For decades, the unofficial Microshit motto has been: Intel inside, Idiot outside.

Because Microsoft treated users as if they were idiots.

So basically tons of Windows related websites teach this infallible little trick as solution when a user gets a Windows BSOD (Blue Screen of Death): Reboot!

Invariably, the reboot causes the Windows OS to start working again, till the recurrence of whatever circumstances (typically, hardware and/or software conflicts) caused the BSOD in the first place. It is left to the user to figure out what went wrong and how to prevent the issue from recurring again, as the BSOD messages are typically cryptic for the average user to decipher (maybe not so difficult in the modern era of AI assistants invocable from a handheld smartphone).

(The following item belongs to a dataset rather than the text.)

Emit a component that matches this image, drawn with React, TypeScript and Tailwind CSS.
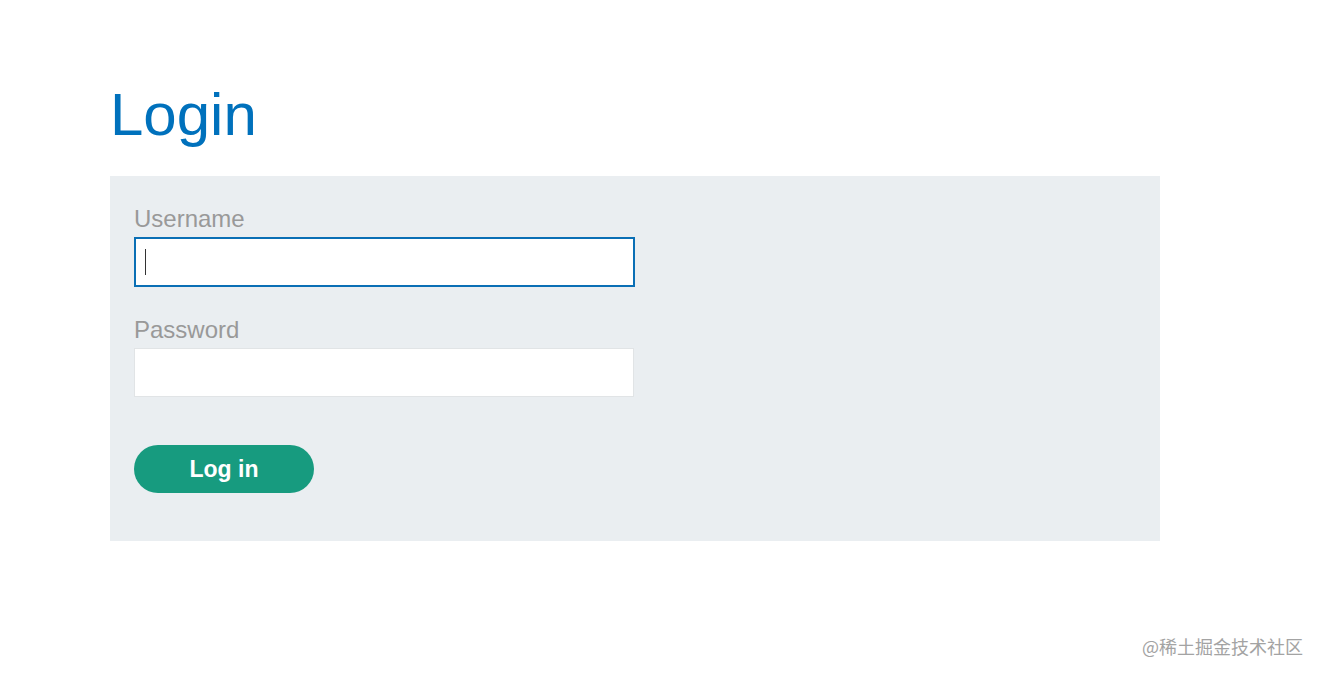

In fact, I would say the whole IT industry grew tremendously over the last few decades, because Microsoft's products were powerful, user friendly (to an extent, and until they worked), but quite complex to maintain (the dreaded Windows updates nightmares) and troubleshoot in case of issues. That's because every company using M$ products needed dedicated IT Support teams solely for such maintenance, help and fixes for M$ products. Even other vendors like Oracle grew as competition to Microsoft's corporate dominance.

The wonderful (and sometimes terrifying) world of antimalware software may not even have existed were it not for Microsoft products.